It’s been an odd week. I just spent the first Saturday at home in over 2 months, between weddings and festival, my summer gets busy fast. I’ve also been working on an exercise for days now and I just can’t seem to complete it. Who knew my parents would be so much trouble?
I got the exercise from one of Tara Howisey’s video lessons over on YouTube. Lesson #13 contains an exercise that has you write down 5 good qualities for each of your parents.

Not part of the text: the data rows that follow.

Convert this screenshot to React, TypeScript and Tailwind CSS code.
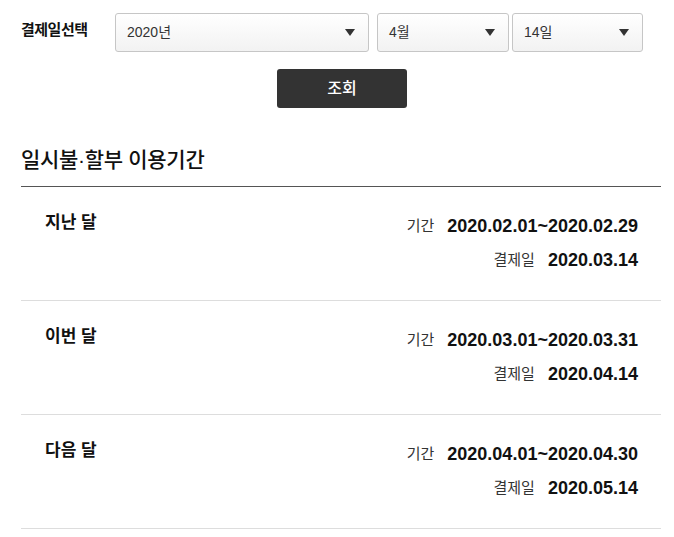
import React from "react";

const font = { fontFamily: '"Liberation Sans", "Noto Sans CJK KR", sans-serif' };

function Select({ value, width }: { value: string; width: string }) {
  return (
    <div
      className={`${width} h-[39px] flex items-center justify-between pl-[11px] pr-[13px] border border-[#c6c6c6] rounded-[3px] bg-gradient-to-b from-white to-[#f2f2f2] text-[14px] text-[#333]`}
    >
      <span>{value}</span>
      <svg width="10" height="7" viewBox="0 0 10 7">
        <path d="M0 0 L10 0 L5 7 Z" fill="#333" />
      </svg>
    </div>
  );
}

const rows = [
  { label: "지난 달", period: "2020.02.01~2020.02.29", pay: "2020.03.14" },
  { label: "이번 달", period: "2020.03.01~2020.03.31", pay: "2020.04.14" },
  { label: "다음 달", period: "2020.04.01~2020.04.30", pay: "2020.05.14" },
];

export default function App() {
  return (
    <div className="w-[674px] h-[537px] bg-white text-[#111] px-[21px] pr-[13px] overflow-hidden" style={font}>
      <div className="flex items-start pt-[13px]">
        <div className="w-[94px] pt-[6px] text-[15px] font-bold tracking-[-0.5px]">결제일선택</div>
        <Select value="2020년" width="w-[254px]" />
        <div className="w-[8px]" />
        <Select value="4월" width="w-[132px]" />
        <div className="w-[3px]" />
        <Select value="14일" width="w-[131px]" />
      </div>
      <div className="flex justify-center pt-[17px] pl-[2px]">
        <div className="w-[130px] h-[39px] bg-[#333] rounded-[3px] text-white text-[16px] font-medium flex items-center justify-center">
          조회
        </div>
      </div>
      <div className="w-[640px]">
        <div className="mt-[37px] text-[21px] font-medium leading-[30px] tracking-[-0.3px] pb-[11px] border-b border-[#555]">
          일시불·할부 이용기간
        </div>
        {rows.map((r) => (
          <div key={r.label} className="h-[114px] border-b border-[#ddd] flex justify-between pl-[24px] pr-[23px] pt-[24px]">
            <div className="text-[17px] font-bold leading-[24px]">{r.label}</div>
            <div className="flex flex-col items-end">
              <div className="flex items-center h-[30px]">
                <span className="text-[15px] text-[#333] mr-[13px]">기간</span>
                <span className="text-[18px] font-bold">{r.period}</span>
              </div>
              <div className="flex items-center h-[30px] mt-[4px]">
                <span className="text-[15px] text-[#333] mr-[13px]">결제일</span>
                <span className="text-[18px] font-bold">{r.pay}</span>
              </div>
            </div>
          </div>
        ))}
      </div>
    </div>
  );
}
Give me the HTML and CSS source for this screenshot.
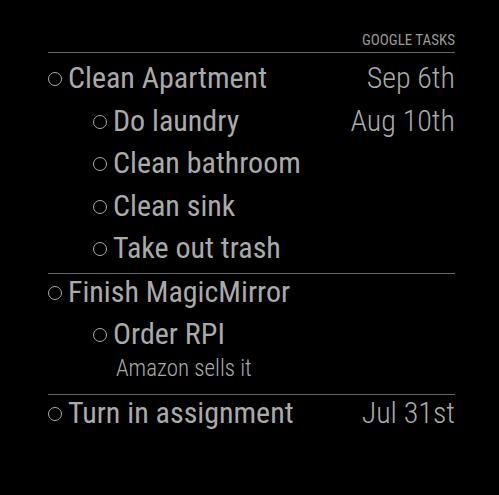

I couldn’t come up with 5, folks.
I got 2 for my mother and 3 for my dad and that’s after days of meditation. My perceptions of my parents are flat, textureless, emotionless, barren photographs in what I can only assume was either a very boring childhood or a very traumatic one, either way, I’ve chosen to forget most of it. Since my mother left when I was 6, I have almost no memories of her being my mother. No games, no books, no conversations, no outings. Nothing. I remember scraps of things from the 4 years she was our “every other weekend mom”. A sewing project where we cut up her wedding dress for doll clothes. Watching Lawrence Welk with her elderly roommate. No laughter, no hugs. Maybe a little singing. Not much to hang my hat on though.
Then this book showed up.
I did a recent Google search for the term “remothering” and found very little but I did hit on this small pink book written by a doctor who believes that we all carry a primary wound in our umbilicus and he works on healing those wounds. Powerful stuff.
So today’s meditation went a bit differently. It involved far more pain and tears and a feeling of connectedness to all my unknown women ancestors who carried and birthed (or didn’t) and raised (or didn’t) and loved (or didn’t) and lost (or haven’t…yet) either a child or a mother. It’s all there, in my navel.
That’s where contemplating navels gets you, eternity.
I am not speaking to my mother, though we are Facebook friends again. She didn’t come to Faerin’s memorial festival because I yelled at her about not respecting her grandson’s personal space and she decided not to attend. This wound runs deep. I know she has deep mother wounding too, as did her mother.
Anyway, this doctor who wrote this book swears that I can heal that wound and be healthy. I think some of his ideas are a bit sketchy but he’s worth listening to.
I could use a little healing when it comes to my parents. and my children. and me.